# start of Recorded information

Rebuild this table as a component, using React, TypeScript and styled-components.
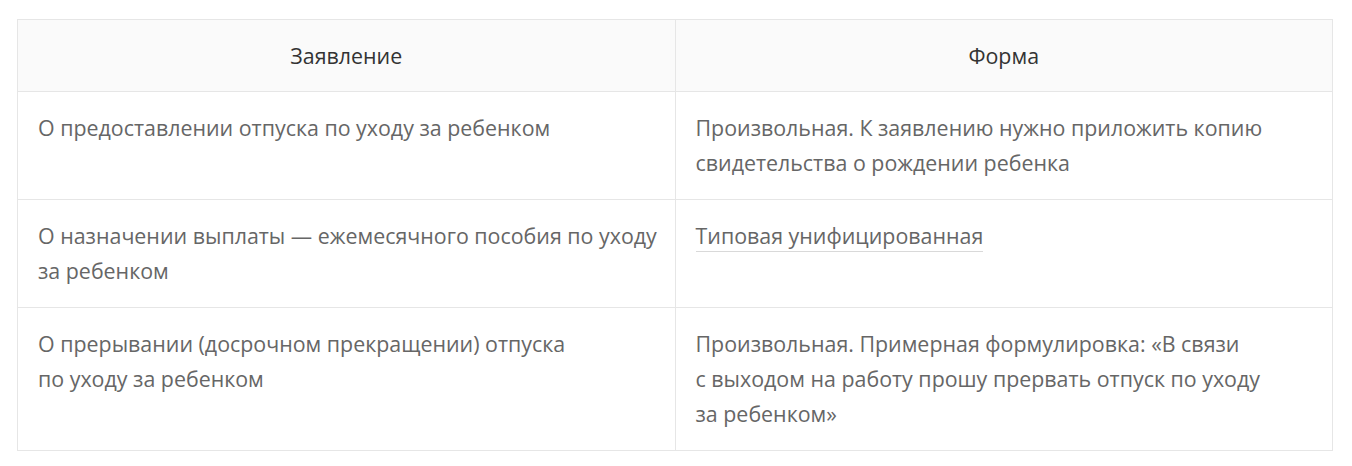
import styled, { createGlobalStyle } from "styled-components";

const Global = createGlobalStyle`
  body {
    margin: 0;
    background: #fff;
    font-family: "Open Sans", "Noto Sans", sans-serif;
  }
`;

const Wrapper = styled.div`
  padding: 19px 19px 0 17px;
`;

const Table = styled.table`
  width: 100%;
  border-collapse: collapse;
  table-layout: fixed;
  font-size: 21.4px;
  line-height: 35px;
  color: #666;
`;

const HeadCell = styled.th`
  width: 50%;
  padding: 18px 20px;
  background: #fafafa;
  border: 1px solid #e6e6e6;
  font-weight: 400;
  color: #333;
  text-align: center;
`;

// line breaks are set by hand, so cells don't wrap on their own
const Cell = styled.td`
  padding: 18px 20px 19px;
  border: 1px solid #e6e6e6;
  vertical-align: top;
  text-align: left;
  white-space: nowrap;
`;

const DocLink = styled.a`
  color: #666;
  text-decoration: none;
  border-bottom: 1px solid #d9d9d9;
  padding-bottom: 1px;
`;

const rows = [
  {
    kind: <>О предоставлении отпуска по уходу за ребенком</>,
    form: (
      <>
        Произвольная. К заявлению нужно приложить копию
        <br />
        свидетельства о рождении ребенка
      </>
    ),
  },
  {
    kind: (
      <>
        О назначении выплаты — ежемесячного пособия по уходу
        <br />
        за ребенком
      </>
    ),
    form: <DocLink href="#">Типовая унифицированная</DocLink>,
  },
  {
    kind: (
      <>
        О прерывании (досрочном прекращении) отпуска
        <br />
        по уходу за ребенком
      </>
    ),
    form: (
      <>
        Произвольная. Примерная формулировка: «В связи
        <br />
        с выходом на работу прошу прервать отпуск по уходу
        <br />
        за ребенком»
      </>
    ),
  },
];

export default function App() {
  return (
    <Wrapper>
      <Global />
      <Table>
        <thead>
          <tr>
            <HeadCell>Заявление</HeadCell>
            <HeadCell>Форма</HeadCell>
          </tr>
        </thead>
        <tbody>
          {rows.map((r, i) => (
            <tr key={i}>
              <Cell>{r.kind}</Cell>
              <Cell>{r.form}</Cell>
            </tr>
          ))}
        </tbody>
      </Table>
    </Wrapper>
  );
}
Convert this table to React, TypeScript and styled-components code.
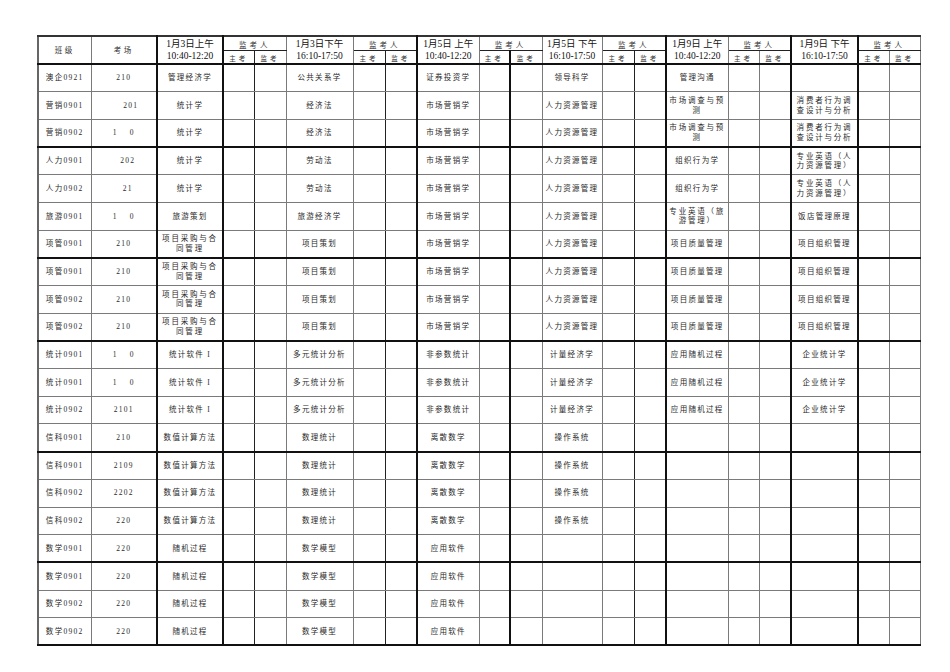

# end of Recorded information

Instruction: Reproduce the material in full, word for word, and omit the pictures.

Answer to this exercise:
Rebuild this table as a component, using React, TypeScript and styled-components.
import styled, { createGlobalStyle } from "styled-components";

const Global = createGlobalStyle`
  body {
    margin: 0;
    background: #fff;
    font-family: "Open Sans", "Noto Sans", sans-serif;
  }
`;

const Wrapper = styled.div`
  padding: 19px 19px 0 17px;
`;

const Table = styled.table`
  width: 100%;
  border-collapse: collapse;
  table-layout: fixed;
  font-size: 21.4px;
  line-height: 35px;
  color: #666;
`;

const HeadCell = styled.th`
  width: 50%;
  padding: 18px 20px;
  background: #fafafa;
  border: 1px solid #e6e6e6;
  font-weight: 400;
  color: #333;
  text-align: center;
`;

// line breaks are set by hand, so cells don't wrap on their own
const Cell = styled.td`
  padding: 18px 20px 19px;
  border: 1px solid #e6e6e6;
  vertical-align: top;
  text-align: left;
  white-space: nowrap;
`;

const DocLink = styled.a`
  color: #666;
  text-decoration: none;
  border-bottom: 1px solid #d9d9d9;
  padding-bottom: 1px;
`;

const rows = [
  {
    kind: <>О предоставлении отпуска по уходу за ребенком</>,
    form: (
      <>
        Произвольная. К заявлению нужно приложить копию
        <br />
        свидетельства о рождении ребенка
      </>
    ),
  },
  {
    kind: (
      <>
        О назначении выплаты — ежемесячного пособия по уходу
        <br />
        за ребенком
      </>
    ),
    form: <DocLink href="#">Типовая унифицированная</DocLink>,
  },
  {
    kind: (
      <>
        О прерывании (досрочном прекращении) отпуска
        <br />
        по уходу за ребенком
      </>
    ),
    form: (
      <>
        Произвольная. Примерная формулировка: «В связи
        <br />
        с выходом на работу прошу прервать отпуск по уходу
        <br />
        за ребенком»
      </>
    ),
  },
];

export default function App() {
  return (
    <Wrapper>
      <Global />
      <Table>
        <thead>
          <tr>
            <HeadCell>Заявление</HeadCell>
            <HeadCell>Форма</HeadCell>
          </tr>
        </thead>
        <tbody>
          {rows.map((r, i) => (
            <tr key={i}>
              <Cell>{r.kind}</Cell>
              <Cell>{r.form}</Cell>
            </tr>
          ))}
        </tbody>
      </Table>
    </Wrapper>
  );
}
Convert this table to React, TypeScript and styled-components code.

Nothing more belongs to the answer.